The number of so-called gray divorces has increased over the past 10 years. Unfortunately, a late-in-life divorce can place a significant amount of financial strain on the parties who are ending their marriage. Women are especially vulnerable to financial risks following divorce in New York and elsewhere.

Many couples who decide to get divorced after the age of 50 have a substantial net worth but not very many liquid assets. For instance, a couple might have a closely held business or a complex asset such as a private equity holding or hedge fund. These types of assets can be challenging to divide during divorce.

Establishing the value of all joint assets is critical during the dissolution of a marriage. In some cases, one party might be hiding assets, in which case enlisting the help of a forensic accountant may be necessary to uncover assets.
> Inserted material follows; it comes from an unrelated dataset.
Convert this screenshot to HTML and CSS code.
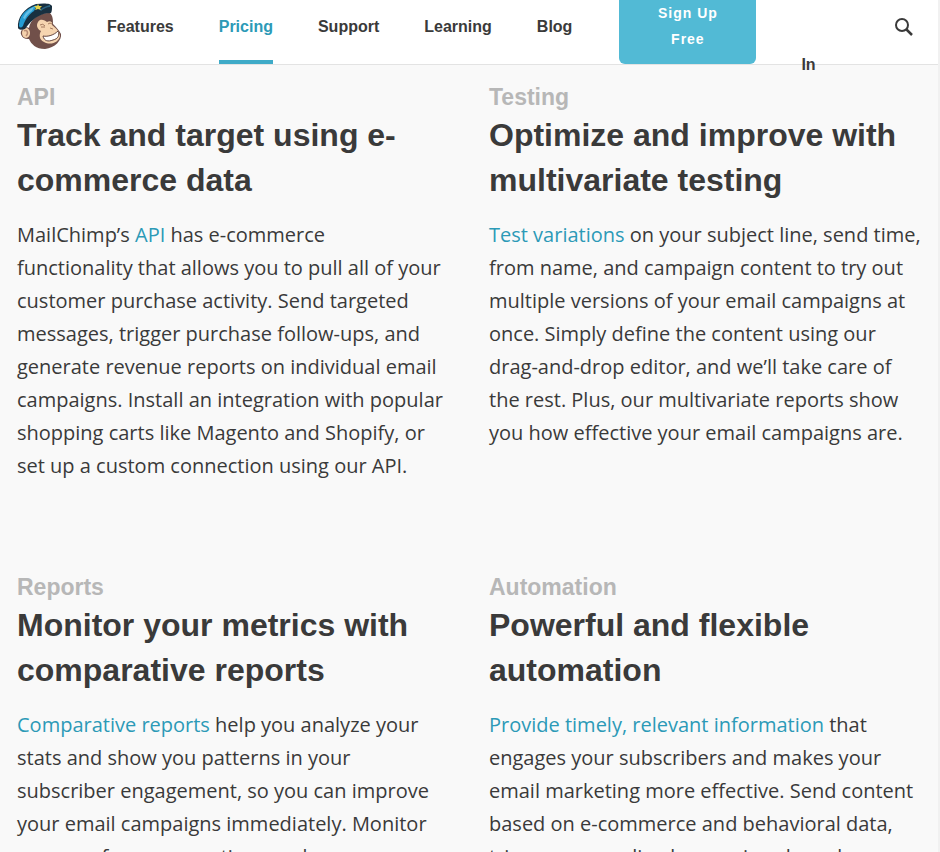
FILE: index.html
```html
<!DOCTYPE html>
<html lang="en">
<head>
  <meta charset="UTF-8">
  <meta name="viewport" content="width=device-width, initial-scale=1.0">
  <title>Pricing | MailChimp</title>
  <link rel="stylesheet" href="styles.css">
</head>
<body>
  <header class="site-header">
    <a href="#" class="logo" aria-label="MailChimp">
      <svg width="46" height="46" viewBox="0 0 46 46">
        <!-- head and ear -->
        <path d="M12 25C13 16 23 9 33 10C36 13 36 17 36 21C39 24 42 27 44 31C45 37 38 45 28 46C19 46 14 41 12 36C5 37 1 29 6 26C8 24 11 24 12 25Z" fill="#71504a"/>
        <ellipse cx="9" cy="30" rx="4" ry="5" fill="#f4d1ac"/>
        <path d="M7 28C10 26 12 30 9 33" fill="none" stroke="#b98c74" stroke-width="1.5"/>
        <!-- face -->
        <path d="M21 19C23 15 28 17 30 19C33 17 36 19 35 22C39 25 43 29 43 33C42 39 34 43 27 39C22 37 22 31 24 28C20 26 19 22 21 19Z" fill="#f6d5b0"/>
        <path d="M26 33C31 34 37 32 41 28C43 32 41 36 36 37C31 39 27 38 26 33Z" fill="#fff" stroke="#65463f"/>
        <path d="M23 22Q26 20 28 23M31 21Q33 19 35 21M24 24L28 24M33 25L36 26" fill="none" stroke="#a4795e"/>
        <!-- cap -->
        <path d="M1 25C0 15 7 5 19 1C26 0 34 0 35 3C35 6 35 8 34 10C23 10 15 16 8 26C4 27 2 27 1 25Z" fill="#183040"/>
        <path d="M2 23C2 13 8 6 20 2L17 8C11 12 8 17 6 23C4 25 3 25 2 23Z" fill="#259dd3"/>
        <path d="M6 15C8 10 12 6 17 4L15 8C11 11 9 13 8 16Z" fill="#65bfe5"/>
        <path d="M23 7C26 4 30 3 33 2L33 4C30 4 26 6 24 8Z" fill="#2c6684"/>
        <path d="M21 1L22 3L25 3L23 5L24 7L21 6L18 7L19 5L17 3L20 3Z" fill="#e5d249"/>
      </svg>
    </a>
    <nav class="main-nav">
      <a href="#">Features</a>
      <a href="#" class="active">Pricing</a>
      <a href="#">Support</a>
      <a href="#">Learning</a>
      <a href="#">Blog</a>
    </nav>
    <a href="#" class="signup">Sign Up Free</a>
    <a href="#" class="login">In</a>
    <button class="search" type="button" aria-label="Search">
      <svg width="20" height="20" viewBox="0 0 20 20" fill="none" stroke="#3a3a3a">
        <circle cx="8" cy="8" r="6" stroke-width="2"/>
        <path d="M12 12L18 18" stroke-width="2.5"/>
      </svg>
    </button>
  </header>

  <main class="features">
    <section class="feature">
      <h3>API</h3>
      <h2>Track and target using e-commerce data</h2>
      <p>MailChimp’s <a href="#">API</a> has e-commerce<br> functionality that allows you to pull all of your customer purchase activity. Send targeted messages, trigger purchase follow-ups, and generate revenue reports on individual email campaigns. Install an integration with popular shopping carts like Magento and Shopify, or set up a custom connection using our API.</p>
    </section>
    <section class="feature">
      <h3>Testing</h3>
      <h2>Optimize and improve with multivariate testing</h2>
      <p><a href="#">Test variations</a> on your subject line, send time, from name, and campaign content to try out multiple versions of your email campaigns at once. Simply define the content using our drag-and-drop editor, and we’ll take care of the rest. Plus, our multivariate reports show you how effective your email campaigns are.</p>
    </section>
    <section class="feature">
      <h3>Reports</h3>
      <h2>Monitor your metrics with comparative reports</h2>
      <p><a href="#">Comparative reports</a> help you analyze your stats and show you patterns in your subscriber engagement, so you can improve your email campaigns immediately. Monitor open performance options and</p>
    </section>
    <section class="feature">
      <h3>Automation</h3>
      <h2>Powerful and flexible automation</h2>
      <p><a href="#">Provide timely, relevant information</a> that engages your subscribers and makes your email marketing more effective. Send content based on e-commerce and behavioral data, trigger personalized campaigns based</p>
    </section>
  </main>
</body>
</html>
```

FILE: styles.css
```css
* {
  margin: 0;
  padding: 0;
  box-sizing: border-box;
}

html {
  height: 100%;
  overflow: hidden;
}

body {
  height: 100vh;
  overflow: hidden;
  font-family: "Open Sans", "Noto Sans", sans-serif;
  color: #3a3a3a;
  background: #f9f9f9;
  border-right: 2px solid #f1f1f1;
}

a {
  color: #2c9ab7;
  text-decoration: none;
}

.site-header {
  display: flex;
  height: 65px;
  padding: 0 24px 0 17px;
  background: #fff;
  border-bottom: 1px solid #e3e3e3;
  font-family: "Liberation Sans", Arial, sans-serif;
  font-size: 16px;
  font-weight: bold;
}

.logo {
  padding-top: 3px;
  margin-right: 44px;
}

.main-nav {
  display: flex;
  gap: 45px;
}

.main-nav a {
  height: 64px;
  line-height: 53px;
  color: #3a3a3a;
}

.main-nav .active {
  color: #2c9ab7;
  border-bottom: 4px solid #3fabc8;
}

.signup {
  width: 137px;
  height: 64px;
  padding: 0 32px;
  margin-left: 47px;
  font-size: 14px;
  line-height: 26px;
  letter-spacing: 1px;
  text-align: center;
  color: #fff;
  background: #52bad5;
  border-radius: 0 0 6px 6px;
}

.login {
  height: 64px;
  padding-top: 38px;
  margin-left: 45px;
  line-height: 53px;
  color: #3a3a3a;
}

.search {
  align-self: flex-start;
  height: 53px;
  margin-left: auto;
  border: none;
  background: none;
  cursor: pointer;
}

.search svg {
  display: block;
}

.features {
  display: grid;
  grid-template-columns: 1fr 1fr;
  gap: 89px 38px;
  padding: 16px 15px 0 17px;
}

h2,
h3 {
  font-family: "Liberation Sans", Arial, sans-serif;
}

h3 {
  font-size: 23px;
  line-height: 32px;
  color: #b7b7b7;
}

h2 {
  margin-bottom: 15px;
  font-size: 32px;
  line-height: 45px;
}

p {
  font-size: 20px;
  line-height: 33px;
}
```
Before beginning the divorce process, it may be beneficial to avoid purchasing illiquid investments or adding debt to a business or home. If debt is secured with certain assets, it may be difficult to take one’s portion of the assets as part of the divorce.

The more assets owned or the higher their value, the more challenging and contentious a New York divorce proceeding may be. However, collaborative divorce or direct divorce negotiations may make it possible for both parties to achieve a mutually beneficial settlement without limited court intrusion. If this is not possible, a judge will have to decide for the couple how their assets will be divided.